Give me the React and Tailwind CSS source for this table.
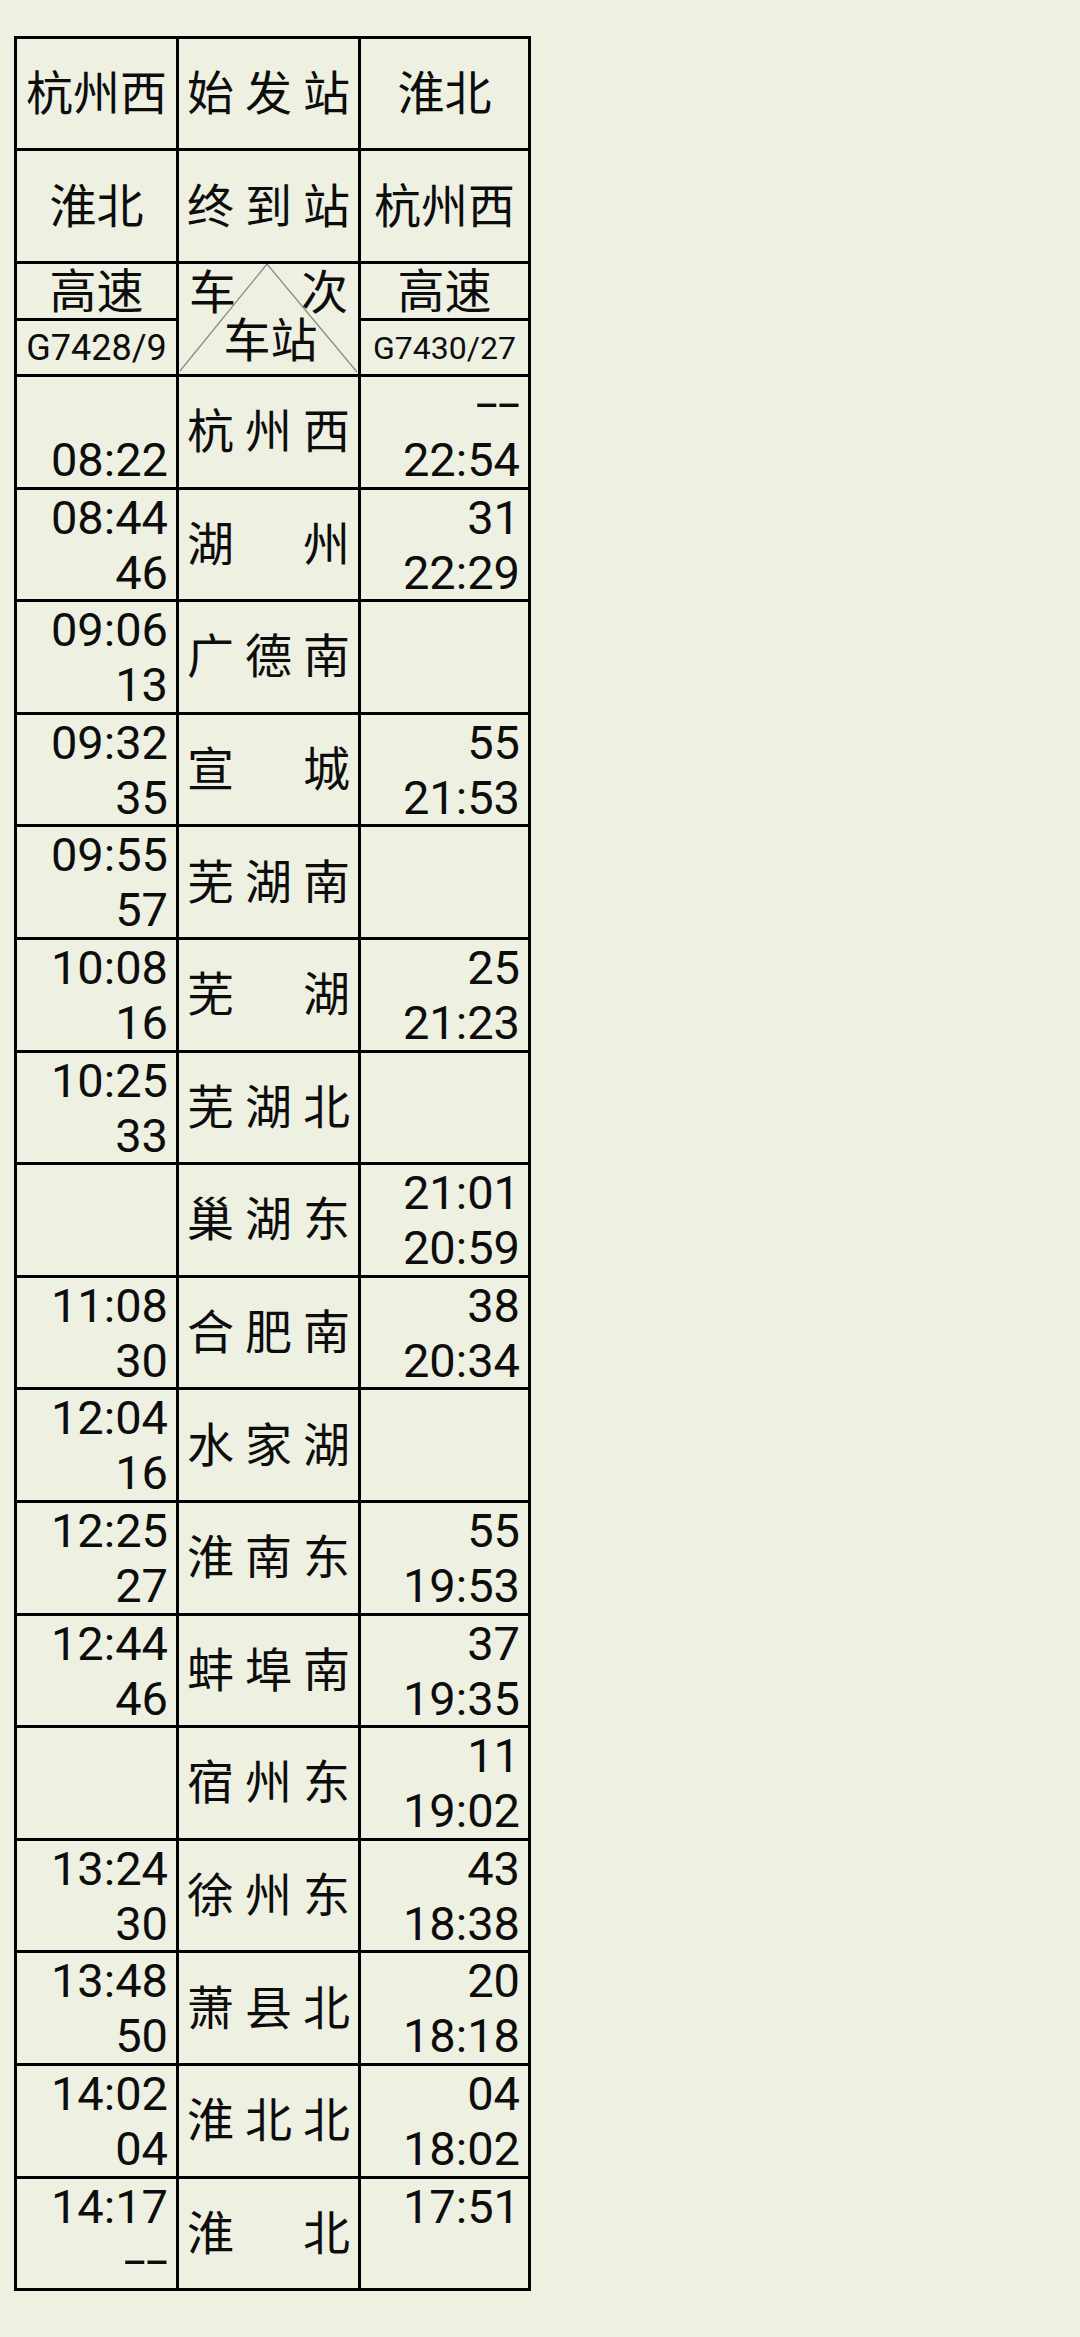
import React from "react";

const data = [
  ["", "08:22", "杭州西", "--", "22:54"],
  ["08:44", "46", "湖州", "31", "22:29"],
  ["09:06", "13", "广德南", "", ""],
  ["09:32", "35", "宣城", "55", "21:53"],
  ["09:55", "57", "芜湖南", "", ""],
  ["10:08", "16", "芜湖", "25", "21:23"],
  ["10:25", "33", "芜湖北", "", ""],
  ["", "", "巢湖东", "21:01", "20:59"],
  ["11:08", "30", "合肥南", "38", "20:34"],
  ["12:04", "16", "水家湖", "", ""],
  ["12:25", "27", "淮南东", "55", "19:53"],
  ["12:44", "46", "蚌埠南", "37", "19:35"],
  ["", "", "宿州东", "11", "19:02"],
  ["13:24", "30", "徐州东", "43", "18:38"],
  ["13:48", "50", "萧县北", "20", "18:18"],
  ["14:02", "04", "淮北北", "04", "18:02"],
  ["14:17", "--", "淮北", "17:51", ""],
];

function Line({ t }) {
  if (t === "--") {
    return (
      <div className="h-[55px] leading-[55px]">
        <span className="inline-block origin-right scale-x-[1.7] -translate-y-[2px]">--</span>
      </div>
    );
  }
  return <div className="h-[55px] leading-[55px]">{t}</div>;
}

function TimeCell({ a, b, w }) {
  return (
    <div className={`${w} h-full flex flex-col items-end pr-[8px] border-r-[3px] border-black overflow-visible`}>
      <Line t={a} />
      <Line t={b} />
    </div>
  );
}

function Spread({ text, className = "" }) {
  return (
    <div className={`flex items-center justify-between px-[8px] ${className}`}>
      {text.split("").map((c, i) => (
        <span key={i}>{c}</span>
      ))}
    </div>
  );
}

export default function App() {
  return (
    <div className="min-h-[2337px] w-full bg-[#eef0e2] text-[#0d0d0d] font-['Roboto','Noto_Sans_CJK_SC',sans-serif] pt-[36px] pl-[14px]">
      <div className="w-fit border-l-[3px] border-t-[3px] border-black text-[47px]">
        {/* header row 1 */}
        <div className="flex h-[112px] border-b-[3px] border-black">
          <div className="w-[162px] flex items-center justify-center border-r-[3px] border-black leading-none">杭州西</div>
          <Spread text="始发站" className="w-[182px] border-r-[3px] border-black leading-none" />
          <div className="w-[170px] flex items-center justify-center border-r-[3px] border-black leading-none">淮北</div>
        </div>
        {/* header row 2 */}
        <div className="flex h-[113px] border-b-[3px] border-black">
          <div className="w-[162px] flex items-center justify-center border-r-[3px] border-black leading-none">淮北</div>
          <Spread text="终到站" className="w-[182px] border-r-[3px] border-black leading-none" />
          <div className="w-[170px] flex items-center justify-center border-r-[3px] border-black leading-none">杭州西</div>
        </div>
        {/* header row 3 */}
        <div className="flex h-[113px] border-b-[3px] border-black">
          <div className="w-[162px] flex flex-col border-r-[3px] border-black">
            <div className="h-[57px] flex items-center justify-center border-b-[3px] border-black leading-none">高速</div>
            <div className="flex-1 flex items-center justify-center text-[36px] leading-none">G7428/9</div>
          </div>
          <div className="relative w-[182px] flex flex-col border-r-[3px] border-black">
            <svg className="absolute inset-0 w-full h-full" viewBox="0 0 179 110" preserveAspectRatio="none">
              <polyline points="1,107 88,0 178,108" fill="none" stroke="#8c8c82" strokeWidth="1.3" />
            </svg>
            <div className="relative h-[57px] flex items-center justify-between px-[10px] leading-none">
              <span>车</span>
              <span>次</span>
            </div>
            <div className="relative h-[38px] flex items-center justify-center pl-[4px] leading-none">车站</div>
          </div>
          <div className="w-[170px] flex flex-col border-r-[3px] border-black">
            <div className="h-[57px] flex items-center justify-center border-b-[3px] border-black leading-none">高速</div>
            <div className="flex-1 flex items-center justify-center text-[32px] leading-none">G7430/27</div>
          </div>
        </div>
        {/* data rows */}
        {data.map((r, i) => (
          <div key={i} className="flex h-[112.6px] border-b-[3px] border-black">
            <TimeCell a={r[0]} b={r[1]} w="w-[162px]" />
            <Spread text={r[2]} className="w-[182px] h-full border-r-[3px] border-black leading-none" />
            <TimeCell a={r[3]} b={r[4]} w="w-[170px]" />
          </div>
        ))}
      </div>
    </div>
  );
}
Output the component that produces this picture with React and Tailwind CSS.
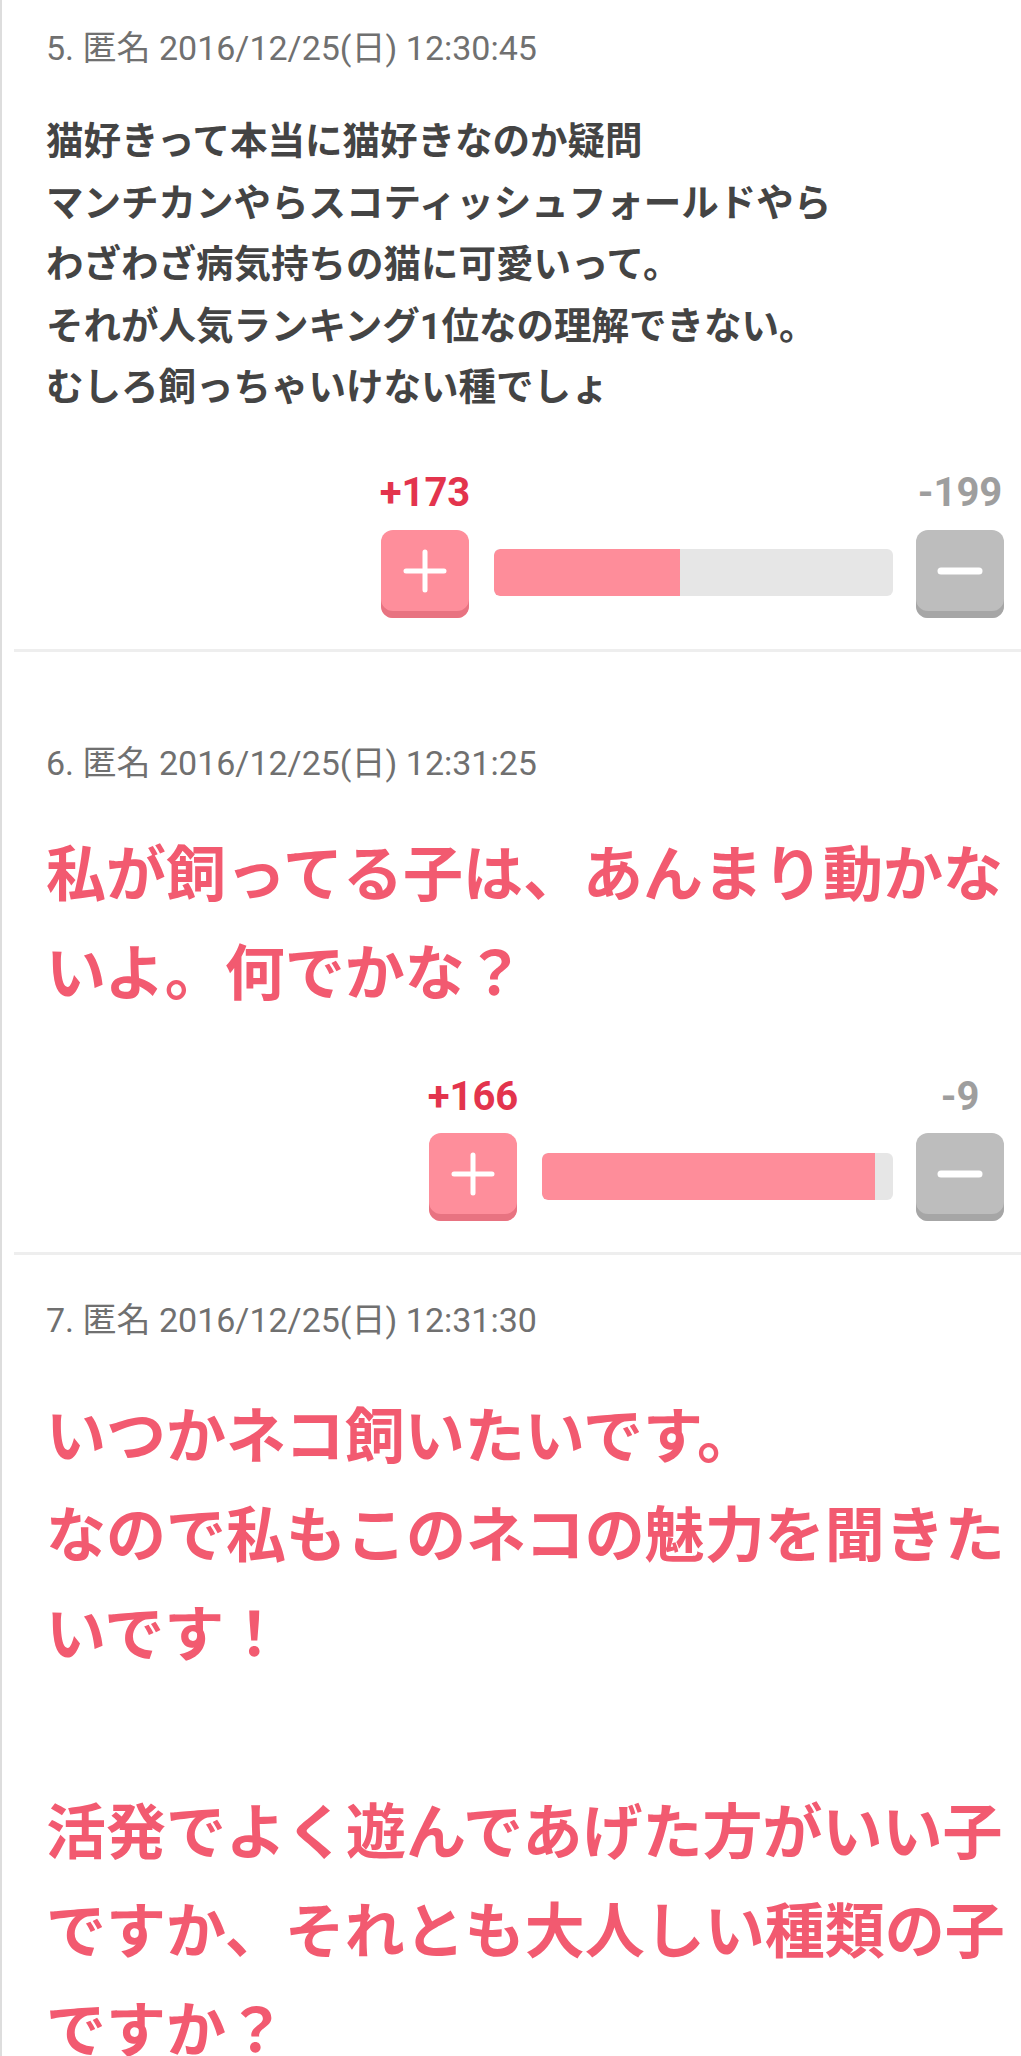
const FONT = "font-['Roboto','Noto_Sans_CJK_JP',sans-serif]";

function PlusIcon() {
  return (
    <svg width="46" height="46" viewBox="0 0 46 46">
      <path d="M23 4 V42 M4 23 H42" stroke="#ffffff" strokeWidth="5" strokeLinecap="round" fill="none" />
    </svg>
  );
}

function MinusIcon() {
  return (
    <svg width="46" height="46" viewBox="0 0 46 46">
      <path d="M4 23 H42" stroke="#ffffff" strokeWidth="7" strokeLinecap="round" fill="none" />
    </svg>
  );
}

function Votes({ plus, minus, barWidth, ratio, topGap }) {
  return (
    <div className="flex justify-end items-end pr-[17px]">
      <div className="flex flex-col items-center w-[88px]">
        <div className="h-[48px] leading-[48px] text-[40px] font-bold text-[#e3344d] whitespace-nowrap">{plus}</div>
        <div
          className={`w-[88px] h-[88px] rounded-[12px] bg-[#fe8e9b] shadow-[inset_0_-7px_0_#e87381] flex items-center justify-center pb-[6px] ${topGap}`}
        >
          <PlusIcon />
        </div>
      </div>
      <div className="h-[88px] flex items-center ml-[25px] mr-[23px] pb-[2px]">
        <div className="h-[47px] rounded-[6px] bg-[#e6e6e6] overflow-hidden flex" style={{ width: barWidth }}>
          <div className="h-full bg-[#fe8d9a] rounded-l-[6px]" style={{ width: `${ratio * 100}%` }} />
        </div>
      </div>
      <div className="flex flex-col items-center w-[88px]">
        <div className="h-[48px] leading-[48px] text-[40px] font-bold text-[#9e9e9e] whitespace-nowrap">{minus}</div>
        <div
          className={`w-[88px] h-[88px] rounded-[12px] bg-[#bdbdbd] shadow-[inset_0_-7px_0_#a6a6a6] flex items-center justify-center pb-[6px] ${topGap}`}
        >
          <MinusIcon />
        </div>
      </div>
    </div>
  );
}

function Header({ children, className }) {
  return (
    <div className={`h-[48px] leading-[48px] text-[34px] text-[#707070] pl-[44px] whitespace-nowrap ${className}`}>
      {children}
    </div>
  );
}

function Separator({ className }) {
  return <div className={`h-[3px] bg-[#eeeeee] ml-[12px] ${className}`} />;
}

export default function App() {
  return (
    <div className={`w-[1021px] h-[2056px] bg-white border-l-2 border-[#dddddd] overflow-hidden ${FONT}`}>
      {/* Comment 5 */}
      <div className="pt-[24px]">
        <Header>5. 匿名 2016/12/25(日) 12:30:45</Header>
        <div className="mt-[39px] pl-[44px] text-[37.5px] leading-[61.5px] font-bold text-[#444444]">
          猫好きって本当に猫好きなのか疑問
          <br />
          マンチカンやらスコティッシュフォールドやら
          <br />
          わざわざ病気持ちの猫に可愛いって。
          <br />
          それが人気ランキング1位なの理解できない。
          <br />
          むしろ飼っちゃいけない種でしょ
        </div>
        <div className="mt-[50px]">
          <Votes plus="+173" minus="-199" barWidth={399} ratio={173 / 372} topGap="mt-[13px]" />
        </div>
        <Separator className="mt-[31px]" />
      </div>

      {/* Comment 6 */}
      <div>
        <Header className="mt-[87px]">6. 匿名 2016/12/25(日) 12:31:25</Header>
        <div className="mt-[39px] pl-[44px] text-[60px] leading-[99px] font-bold text-[#f25a70]">
          私が飼ってる子は、あんまり動かないよ。何でかな？
        </div>
        <div className="mt-[49.5px]">
          <Votes plus="+166" minus="-9" barWidth={351} ratio={166 / 175} topGap="mt-[12px]" />
        </div>
        <Separator className="mt-[31px]" />
      </div>

      {/* Comment 7 */}
      <div>
        <Header className="mt-[41px]">7. 匿名 2016/12/25(日) 12:31:30</Header>
        <div className="mt-[43.5px] pl-[44px] text-[60px] leading-[99px] font-bold text-[#f25a70]">
          いつかネコ飼いたいです。
          <br />
          なので私もこのネコの魅力を聞きたいです！
          <br />
          <br />
          活発でよく遊んであげた方がいい子ですか、それとも大人しい種類の子ですか？
        </div>
      </div>
    </div>
  );
}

* EXERCISE TASK
A line counts if it holds the word "this". Work out how many lines in the listing count, and give only that number.

* RESPONSE
2